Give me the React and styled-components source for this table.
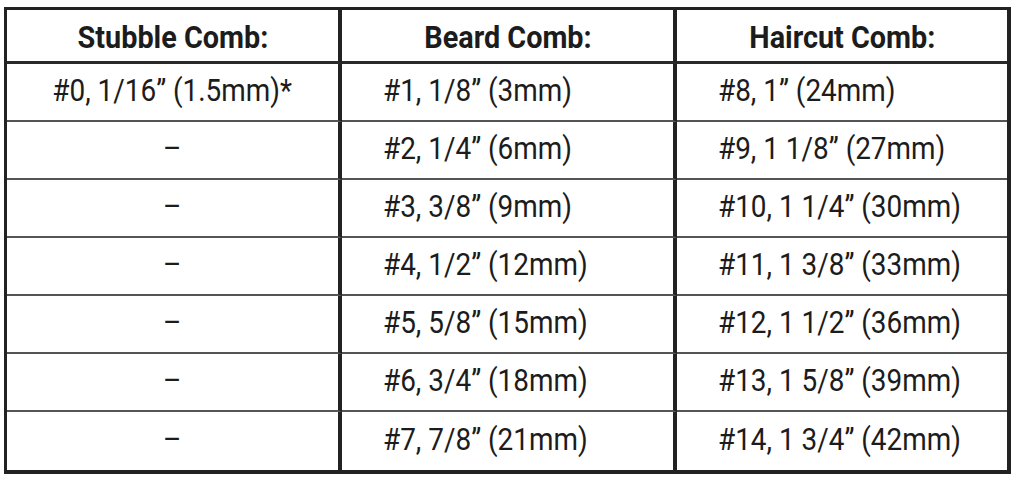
import React from 'react';
import styled, { createGlobalStyle } from 'styled-components';

const Global = createGlobalStyle`
  html, body {
    margin: 0;
    padding: 0;
    background: #ffffff;
  }
`;

const Page = styled.div`
  width: 1019px;
  height: 477px;
  padding: 7px 0 0 4px;
  box-sizing: border-box;
  background: #ffffff;
`;

const Table = styled.div`
  display: grid;
  grid-template-columns: 335px 335px 330px;
  grid-template-rows: 54px repeat(7, 58px);
  width: 1007px;
  border: 3px solid #222222;
  border-right-width: 4px;
  border-bottom-width: 4px;
  box-sizing: border-box;
  font-family: Roboto, 'Liberation Sans', Arial, sans-serif;
  color: #1c1c1c;
`;

const Cell = styled.div`
  display: flex;
  align-items: center;
  justify-content: ${({ $align }) => ($align === 'left' ? 'flex-start' : 'center')};
  padding-left: ${({ $align }) => ($align === 'left' ? '41px' : '0')};
  border-right: ${({ $last }) => ($last ? 'none' : '4px solid #222222')};
  border-bottom: ${({ $head, $lastRow }) =>
    $lastRow ? 'none' : $head ? '3px solid #2a2a2a' : '2px solid #555555'};
  box-sizing: border-box;
  overflow: hidden;
`;

const Label = styled.span`
  display: inline-block;
  white-space: nowrap;
  font-size: ${({ $head }) => ($head ? '32px' : '31px')};
  font-weight: ${({ $head }) => ($head ? 700 : 400)};
  transform: scaleX(0.9);
  transform-origin: ${({ $align }) => ($align === 'left' ? 'left center' : 'center')};
  margin-top: ${({ $head }) => ($head ? '2px' : '-4px')};
`;

const headers = ['Stubble Comb:', 'Beard Comb:', 'Haircut Comb:'];

const rows = [
  ['#0, 1/16\u201D (1.5mm)*', '#1, 1/8\u201D (3mm)', '#8, 1\u201D (24mm)'],
  ['\u2013', '#2, 1/4\u201D (6mm)', '#9, 1 1/8\u201D (27mm)'],
  ['\u2013', '#3, 3/8\u201D (9mm)', '#10, 1 1/4\u201D (30mm)'],
  ['\u2013', '#4, 1/2\u201D (12mm)', '#11, 1 3/8\u201D (33mm)'],
  ['\u2013', '#5, 5/8\u201D (15mm)', '#12, 1 1/2\u201D (36mm)'],
  ['\u2013', '#6, 3/4\u201D (18mm)', '#13, 1 5/8\u201D (39mm)'],
  ['\u2013', '#7, 7/8\u201D (21mm)', '#14, 1 3/4\u201D (42mm)'],
];

const App = () => (
  <Page>
    <Global />
    <Table>
      {headers.map((h, i) => (
        <Cell key={h} $head $last={i === 2}>
          <Label $head>{h}</Label>
        </Cell>
      ))}
      {rows.map((row, r) =>
        row.map((text, c) => {
          const align = c === 0 ? 'center' : 'left';
          return (
            <Cell
              key={`${r}-${c}`}
              $align={align}
              $last={c === 2}
              $lastRow={r === rows.length - 1}
            >
              <Label $align={align}>{text}</Label>
            </Cell>
          );
        })
      )}
    </Table>
  </Page>
);

export default App;
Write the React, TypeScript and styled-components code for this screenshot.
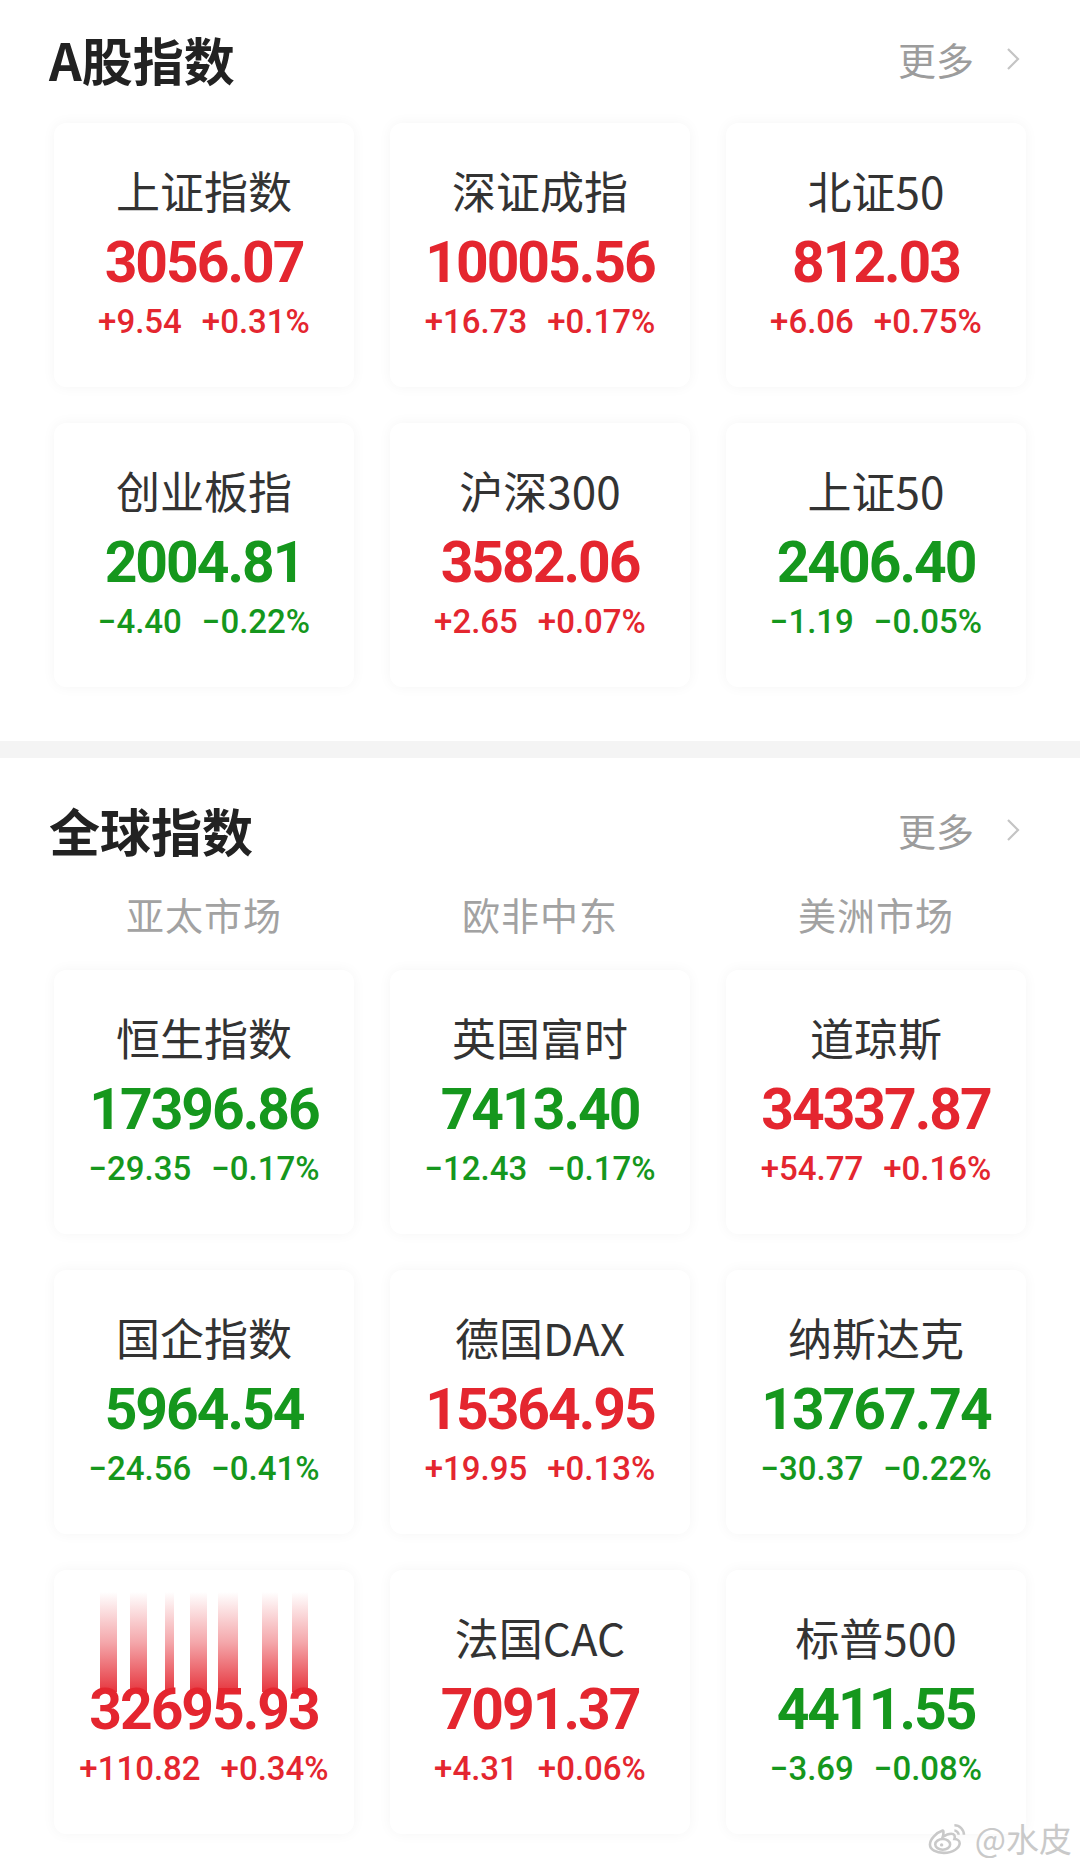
import * as React from 'react';
import styled, { createGlobalStyle } from 'styled-components';

const RED = '#e4262f';
const GREEN = '#15971d';

const GlobalStyle = createGlobalStyle`
  html, body {
    margin: 0;
    padding: 0;
    background: #fff;
  }
  body {
    font-family: "Noto Sans CJK SC", "Noto Sans", sans-serif;
  }
`

const Page = styled.div`
  position: relative;
  width: 1080px;
  height: 1868px;
  overflow: hidden;
  background: #fff;
`

const Section = styled.section<{ $bottom: number }>`
  padding: 0 0 ${p => p.$bottom}px;
`

const Header = styled.div<{ $top: number }>`
  display: flex;
  align-items: center;
  justify-content: space-between;
  padding: ${p => p.$top}px 60px 0 49px;
  height: 60px;
`

const Title = styled.h2`
  margin: 0;
  font-size: 51px;
  line-height: 60px;
  font-weight: 700;
  color: #222;
`

const More = styled.div`
  display: flex;
  align-items: center;
  gap: 32px;
  font-size: 38px;
  line-height: 60px;
  color: #9c9c9c;
`

const Band = styled.div`
  height: 17px;
  background: #f4f4f4;
`

const Grid = styled.div<{ $top: number }>`
  display: grid;
  grid-template-columns: repeat(3, 300px);
  column-gap: 36px;
  row-gap: 36px;
  padding: 0 54px;
  margin-top: ${p => p.$top}px;
`

const Tabs = styled.div`
  display: grid;
  grid-template-columns: repeat(3, 300px);
  column-gap: 36px;
  padding: 0 54px;
  margin-top: 29px;
`

const Tab = styled.div`
  text-align: center;
  font-size: 38px;
  line-height: 50px;
  color: #a2a2a2;
  letter-spacing: 1px;
`

const Card = styled.div`
  position: relative;
  height: 264px;
  border-radius: 12px;
  background: #fff;
  box-shadow: 0 0 14px rgba(0, 0, 0, 0.045);
  display: flex;
  flex-direction: column;
  align-items: center;
  padding-top: 41px;
  box-sizing: border-box;
`

const Name = styled.div`
  height: 52px;
  font-size: 44px;
  line-height: 52px;
  color: #333;
  white-space: nowrap;
`

const Value = styled.div<{ $up: boolean }>`
  margin-top: 15px;
  font-family: "Roboto", "Liberation Sans", sans-serif;
  font-weight: 700;
  font-size: 57px;
  line-height: 64px;
  letter-spacing: -2px;
  color: ${p => (p.$up ? RED : GREEN)};
`

const Change = styled.div<{ $up: boolean }>`
  margin-top: 7px;
  display: flex;
  gap: 20px;
  font-family: "Roboto", "Liberation Sans", sans-serif;
  font-weight: 500;
  font-size: 33px;
  line-height: 40px;
  color: ${p => (p.$up ? RED : GREEN)};
`

const Stripe = styled.span<{ $left: number; $w: number }>`
  position: absolute;
  top: 22px;
  left: ${p => p.$left}px;
  width: ${p => p.$w}px;
  height: 100px;
  background: linear-gradient(to bottom, rgba(228, 37, 46, 0), rgba(228, 37, 46, 0.4) 50%, rgba(228, 37, 46, 0.92));
`

const Watermark = styled.div`
  position: absolute;
  right: 8px;
  bottom: 10px;
  display: flex;
  align-items: center;
  gap: 6px;
  font-size: 33px;
  line-height: 40px;
  color: #c9c9c9;
  text-shadow: 0 0 2px #fff, 0 0 2px #fff;
`

type Quote = {
  name: string;
  value: string;
  diff: string;
  pct: string;
  glitch?: boolean;
};

const aShares: Quote[] = [
  { name: '上证指数', value: '3056.07', diff: '+9.54', pct: '+0.31%' },
  { name: '深证成指', value: '10005.56', diff: '+16.73', pct: '+0.17%' },
  { name: '北证50', value: '812.03', diff: '+6.06', pct: '+0.75%' },
  { name: '创业板指', value: '2004.81', diff: '−4.40', pct: '−0.22%' },
  { name: '沪深300', value: '3582.06', diff: '+2.65', pct: '+0.07%' },
  { name: '上证50', value: '2406.40', diff: '−1.19', pct: '−0.05%' },
];

const globalIdx: Quote[] = [
  { name: '恒生指数', value: '17396.86', diff: '−29.35', pct: '−0.17%' },
  { name: '英国富时', value: '7413.40', diff: '−12.43', pct: '−0.17%' },
  { name: '道琼斯', value: '34337.87', diff: '+54.77', pct: '+0.16%' },
  { name: '国企指数', value: '5964.54', diff: '−24.56', pct: '−0.41%' },
  { name: '德国DAX', value: '15364.95', diff: '+19.95', pct: '+0.13%' },
  { name: '纳斯达克', value: '13767.74', diff: '−30.37', pct: '−0.22%' },
  { name: '', value: '32695.93', diff: '+110.82', pct: '+0.34%', glitch: true },
  { name: '法国CAC', value: '7091.37', diff: '+4.31', pct: '+0.06%' },
  { name: '标普500', value: '4411.55', diff: '−3.69', pct: '−0.08%' },
];

// the red streaks over the 5th-row card in the screenshot
const stripes: [number, number][] = [
  [46, 17], [76, 17], [111, 9], [136, 17], [164, 20], [208, 16], [238, 16],
];

const Chevron = () => (
  <svg width="14" height="24" viewBox="0 0 14 24">
    <polyline points="2,2 12,12 2,22" fill="none" stroke="#c4c4c4" strokeWidth="2.2" />
  </svg>
);

const WeiboLogo = () => (
  <svg width="42" height="34" viewBox="0 0 38 32" fill="none" stroke="#c9c9c9" strokeWidth="2.4">
    <path d="M14 9c-6 2-12 8-12 13 0 5 6 8 13 8 9 0 15-5 15-9 0-3-3-4-5-4 1-3 0-5-3-5-2 0-5 1-8 3 1-3 1-6 0-6z" fill="#fff" />
    <ellipse cx="14" cy="22" rx="7" ry="5" />
    <circle cx="13" cy="22.5" r="1.6" fill="#c9c9c9" stroke="none" />
    <path d="M25 4c5 0 9 4 9 9" />
    <path d="M25 9c2 0 4 2 4 4" />
  </svg>
);

const QuoteCard: React.FC<{ q: Quote }> = ({ q }) => {
  const up = q.diff.startsWith('+');
  return (
    <Card>
      {q.glitch && stripes.map(([l, w]) => <Stripe key={l} $left={l} $w={w} />)}
      <Name>{q.name}</Name>
      <Value $up={up}>{q.value}</Value>
      <Change $up={up}>
        <span>{q.diff}</span>
        <span>{q.pct}</span>
      </Change>
    </Card>
  );
};

const MoreLink = () => (
  <More>
    更多
    <Chevron />
  </More>
);

export default function App() {
  return (
    <Page>
      <GlobalStyle />
      <Section $bottom={54}>
        <Header $top={29}>
          <Title>A股指数</Title>
          <MoreLink />
        </Header>
        <Grid $top={34}>
          {aShares.map(q => <QuoteCard key={q.name} q={q} />)}
        </Grid>
      </Section>
      <Band />
      <Section $bottom={0}>
        <Header $top={42}>
          <Title>全球指数</Title>
          <MoreLink />
        </Header>
        <Tabs>
          <Tab>亚太市场</Tab>
          <Tab>欧非中东</Tab>
          <Tab>美洲市场</Tab>
        </Tabs>
        <Grid $top={31}>
          {globalIdx.map(q => <QuoteCard key={q.value} q={q} />)}
        </Grid>
      </Section>
      <Watermark>
        <WeiboLogo />
        @水皮
      </Watermark>
    </Page>
  );
}
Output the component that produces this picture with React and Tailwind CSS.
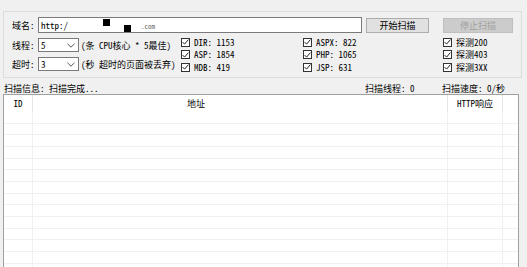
import React from 'react'

function Check({ label }) {
  return (
    <div className="flex items-center h-[12.5px] gap-[4px]">
      <span className="w-[9px] h-[9px] border border-[#333333] bg-white flex items-center justify-center shrink-0">
        <svg width="7" height="6" viewBox="0 0 7 6">
          <path d="M0.6 3.1 L2.6 5.1 L6.4 0.6" fill="none" stroke="#222222" strokeWidth="1" />
        </svg>
      </span>
      <span className="whitespace-pre">{label}</span>
    </div>
  )
}

function Chevron() {
  return (
    <svg width="8" height="5" viewBox="0 0 8 5" className="ml-auto mr-[3px]">
      <path d="M0.5 0.8 L4 4.2 L7.5 0.8" fill="none" stroke="#555555" strokeWidth="1" />
    </svg>
  )
}

function Row({ last }) {
  return (
    <div className="flex h-[11.67px] border-b border-[#f0f0f0] shrink-0">
      <div className="w-[29px] border-r border-[#f0f0f0]" />
      <div className="w-[415px] border-r border-[#f0f0f0]" />
      <div className="w-[55px] border-r border-[#f0f0f0]" />
      <div className="flex-1" />
    </div>
  )
}

export default function App() {
  const rows = Array.from({ length: 14 })

  return (
    <div className="w-[527px] h-[267px] overflow-hidden bg-[#f0f0f0] text-[9px] leading-none text-black flex flex-col pt-[11px] font-['Noto_Sans_Mono_CJK_SC','Noto_Sans_CJK_SC',sans-serif]">
      {/* settings group */}
      <div className="ml-[3px] w-[519px] h-[67px] border border-[#dcdcdc] shrink-0 flex flex-col">
        <div className="flex items-center h-[16px] mt-[5px] pl-[8px]">
          <span className="w-[26px]">域名:</span>
          <div className="relative w-[324px] h-[16px] bg-white border border-[#7a7a7a] flex items-center pl-[2px]">
            <span>http:/</span>
            <span className="absolute left-[64px] top-[1px] w-[7px] h-[7px] bg-black" />
            <span className="absolute left-[85px] top-[7px] w-[7px] h-[7px] bg-black" />
            <span className="ml-[73px] mt-[3px] text-[7px] text-[#666666]">.com</span>
          </div>
          <button className="ml-[4px] w-[63px] h-[15px] bg-[#e1e1e1] border border-[#adadad] text-[9px] leading-none">开始扫描</button>
          <button className="ml-[14px] w-[70px] h-[15px] bg-[#cccccc] border border-[#bfbfbf] text-[#a0a0a0] text-[9px] leading-none">停止扫描</button>
        </div>

        <div className="flex mt-[3px]">
          <div className="w-[177px] pl-[8px]">
            <div className="flex items-center h-[14px] mt-[2px]">
              <span className="w-[26px]">线程:</span>
              <div className="w-[41px] h-[14px] bg-white border border-[#7a7a7a] flex items-center pl-[2px]">
                <span>5</span>
                <Chevron />
              </div>
              <span className="ml-[2px] whitespace-pre">(条 CPU核心 * 5最佳)</span>
            </div>
            <div className="flex items-center h-[14px] mt-[5px]">
              <span className="w-[26px]">超时:</span>
              <div className="w-[41px] h-[14px] bg-white border border-[#7a7a7a] flex items-center pl-[2px]">
                <span>3</span>
                <Chevron />
              </div>
              <span className="ml-[2px] whitespace-pre">(秒 超时的页面被丢弃)</span>
            </div>
          </div>
          <div className="w-[122px]">
            <Check label="DIR: 1153" />
            <Check label="ASP: 1854" />
            <Check label="MDB: 419" />
          </div>
          <div className="w-[140px]">
            <Check label="ASPX: 822" />
            <Check label="PHP: 1065" />
            <Check label="JSP: 631" />
          </div>
          <div>
            <Check label="探测200" />
            <Check label="探测403" />
            <Check label="探测3XX" />
          </div>
        </div>
      </div>

      {/* status line */}
      <div className="flex items-center h-[11px] mt-[5px] pl-[4px] shrink-0">
        <span className="w-[361px]">扫描信息: 扫描完成...</span>
        <span className="w-[77px]">扫描线程: 0</span>
        <span>扫描速度: 0/秒</span>
      </div>

      {/* result list */}
      <div className="ml-[3px] w-[516px] h-[200px] shrink-0 bg-white border border-[#a0a0a0] flex flex-col">
        <div className="flex h-[17px] shrink-0">
          <div className="w-[29px] border-r border-[#e5e5e5] flex items-center justify-center">ID</div>
          <div className="w-[415px] border-r border-[#e5e5e5] flex items-center pl-[154px]">地址</div>
          <div className="w-[55px] border-r border-[#e5e5e5] flex items-center justify-center">HTTP响应</div>
          <div className="flex-1" />
        </div>
        {rows.map((_, i) => (
          <Row key={i} />
        ))}
      </div>
    </div>
  )
}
..........
* _AIM_:
Retype exactly the lines from the one with "Write the React, TypeScript" through the one with "const GREEN = '#15971d';", both included, and nothing else; leave out the pictures.

* _RESPONSE_:
Write the React, TypeScript and styled-components code for this screenshot.
import * as React from 'react';
import styled, { createGlobalStyle } from 'styled-components';

const RED = '#e4262f';
const GREEN = '#15971d';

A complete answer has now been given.